Abstract

This paper explores the retailers’ information acquisition behavior under horizontal competition and investigates the impact of information leakage from an evolutionary game theory perspective. When information leakage does not occur, we find that firms’ acquisition behavior differ under different types of competition. Under Cournot competition, rivals prefer the competitor not to acquire information. Under Bertrand competition, however, rivals prefer the competitor to acquire information. As a result, at a moderate level of acquisition cost mixed strategies (acquire and not acquire) coexist under Cournot competition, whereas all retailers adopt the same (pure) strategy under Bertrand competition. With information leakage, two effects (collaborative forecasting and free-riding) influence firms’ decision making. When the collaborative forecasting effect dominates, all retailers would choose the acquisition strategy in the equilibrium. However, if the free-riding effect is strong, no retailer would acquire information in the equilibrium.
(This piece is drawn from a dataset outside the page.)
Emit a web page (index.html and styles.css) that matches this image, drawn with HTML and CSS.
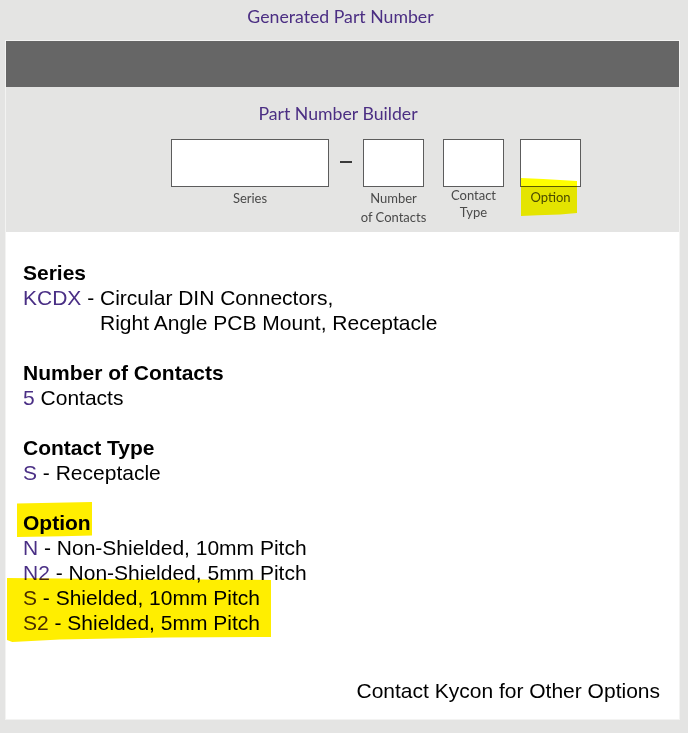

With a moderate acquisition cost, there are still retailers willing to acquire information and mixed strategies coexist, regardless of the type of competition. Interestingly, no matter information is leaked or not, we find that Cournot competition in general better accommodates information acquisition than Bertrand competition. As a result, Cournot competition can lead to a higher total welfare than Bertrand competition when the information acquisition cost is moderate and the demand uncertainty is large, in contrast to the standard result of duopoly models.